• GIVEN DATA:
###
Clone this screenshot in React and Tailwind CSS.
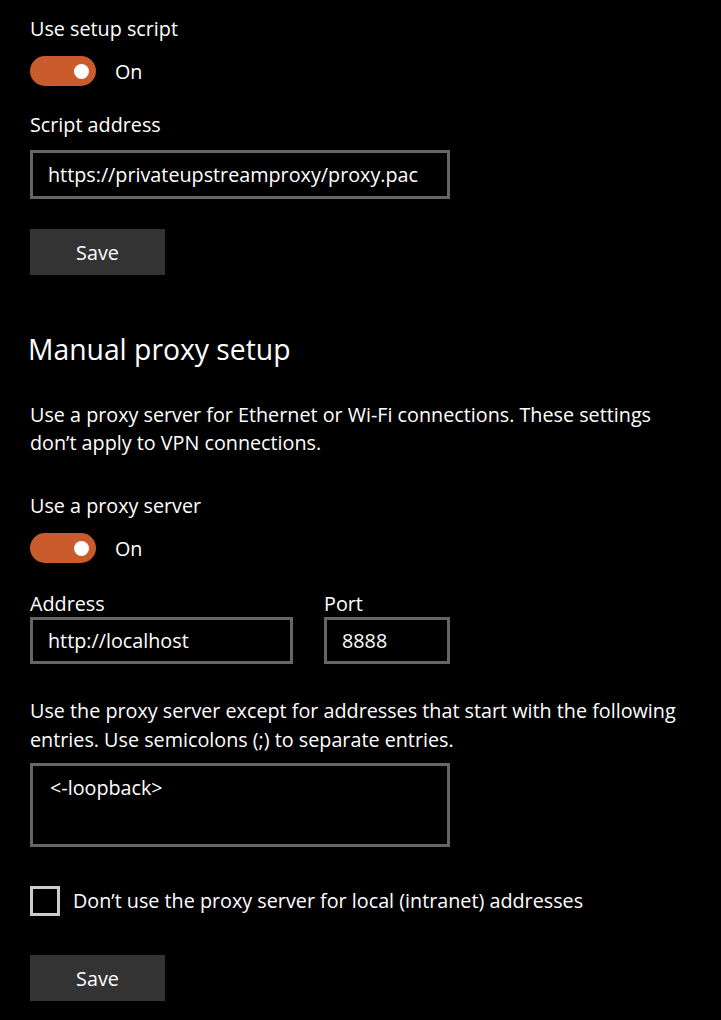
import { useState } from 'react';

function Toggle({ on, onChange }) {
  return (
    <div className="mt-[13px] flex h-[30px] items-center gap-[19px]">
      <button
        type="button"
        onClick={() => onChange(!on)}
        className={`relative h-[30px] w-[66px] rounded-full ${on ? 'bg-[#ca5b2c]' : 'border-[3px] border-white bg-transparent'}`}
      >
        <span
          className={`absolute top-[8px] h-[15px] w-[15px] rounded-full bg-white ${on ? 'left-[44px]' : 'left-[7px]'}`}
        />
      </button>
      <span className="pt-[2px] text-[19.75px] leading-[28px]">{on ? 'On' : 'Off'}</span>
    </div>
  );
}

function Field({ value, className = '' }) {
  return (
    <div className={`flex items-center border-[3px] border-[#666666] px-[15px] text-[19.75px] ${className}`}>
      {value}
    </div>
  );
}

function SaveButton({ className = '' }) {
  return (
    <button type="button" className={`h-[46px] w-[135px] bg-[#333333] pt-[2px] text-[19.75px] text-white ${className}`}>
      Save
    </button>
  );
}

export default function App() {
  const [script, setScript] = useState(true);
  const [proxy, setProxy] = useState(true);
  const [local, setLocal] = useState(false);

  return (
    <div className="min-h-[1020px] w-[721px] overflow-hidden bg-black pl-[30px] pt-[15px] font-['Open_Sans',sans-serif] text-white">
      {/* Automatic proxy setup */}
      <p className="text-[19.75px] leading-[28px]">Use setup script</p>
      <Toggle on={script} onChange={setScript} />

      <p className="mt-[25px] text-[19.75px] leading-[28px]">Script address</p>
      <Field value="https://privateupstreamproxy/proxy.pac" className="mt-[11px] h-[49px] w-[420px]" />
      <SaveButton className="mt-[30px] block" />

      {/* Manual proxy setup */}
      <h2 className="-ml-[2px] mt-[54px] text-[28.3px] font-normal leading-[40px]">Manual proxy setup</h2>

      <p className="mt-[32px] w-[660px] text-[19.75px] leading-[28px]">
        Use a proxy server for Ethernet or Wi-Fi connections. These settings don’t apply to VPN connections.
      </p>

      <p className="mt-[35px] text-[19.75px] leading-[28px]">Use a proxy server</p>
      <Toggle on={proxy} onChange={setProxy} />

      <div className="mt-[29px] flex gap-[31px]">
        <div>
          <p className="text-[19.75px] leading-[24px]">Address</p>
          <Field value="http://localhost" className="mt-[1px] h-[47px] w-[263px]" />
        </div>
        <div>
          <p className="text-[19.75px] leading-[24px]">Port</p>
          <Field value="8888" className="mt-[1px] h-[47px] w-[126px]" />
        </div>
      </div>

      <p className="mt-[32px] w-[670px] text-[19.75px] leading-[29px]">
        Use the proxy server except for addresses that start with the following entries. Use semicolons (;) to separate entries.
      </p>
      <div className="mt-[9px] h-[84px] w-[420px] border-[3px] border-[#666666] px-[17px] pt-[8px] text-[19.75px] leading-[28px]">
        &lt;-loopback&gt;
      </div>

      <label className="mt-[39px] flex h-[30px] cursor-pointer items-center gap-[13px]">
        <span
          onClick={() => setLocal(!local)}
          className={`h-[30px] w-[30px] border-[3px] ${local ? 'border-[#ca5b2c] bg-[#ca5b2c]' : 'border-[#cccccc]'}`}
        />
        <span className="text-[19.75px] leading-[28px]">Don’t use the proxy server for local (intranet) addresses</span>
      </label>

      <SaveButton className="mt-[39px] block" />
    </div>
  );
}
###
• WHAT TO WORK ON:
From the opening line of the listing above through the line bearing "const [local, setLocal] = useState(false);", repeat each line exactly. Drop every picture.

• TASK SOLUTION:
Clone this screenshot in React and Tailwind CSS.
import { useState } from 'react';

function Toggle({ on, onChange }) {
  return (
    <div className="mt-[13px] flex h-[30px] items-center gap-[19px]">
      <button
        type="button"
        onClick={() => onChange(!on)}
        className={`relative h-[30px] w-[66px] rounded-full ${on ? 'bg-[#ca5b2c]' : 'border-[3px] border-white bg-transparent'}`}
      >
        <span
          className={`absolute top-[8px] h-[15px] w-[15px] rounded-full bg-white ${on ? 'left-[44px]' : 'left-[7px]'}`}
        />
      </button>
      <span className="pt-[2px] text-[19.75px] leading-[28px]">{on ? 'On' : 'Off'}</span>
    </div>
  );
}

function Field({ value, className = '' }) {
  return (
    <div className={`flex items-center border-[3px] border-[#666666] px-[15px] text-[19.75px] ${className}`}>
      {value}
    </div>
  );
}

function SaveButton({ className = '' }) {
  return (
    <button type="button" className={`h-[46px] w-[135px] bg-[#333333] pt-[2px] text-[19.75px] text-white ${className}`}>
      Save
    </button>
  );
}

export default function App() {
  const [script, setScript] = useState(true);
  const [proxy, setProxy] = useState(true);
  const [local, setLocal] = useState(false);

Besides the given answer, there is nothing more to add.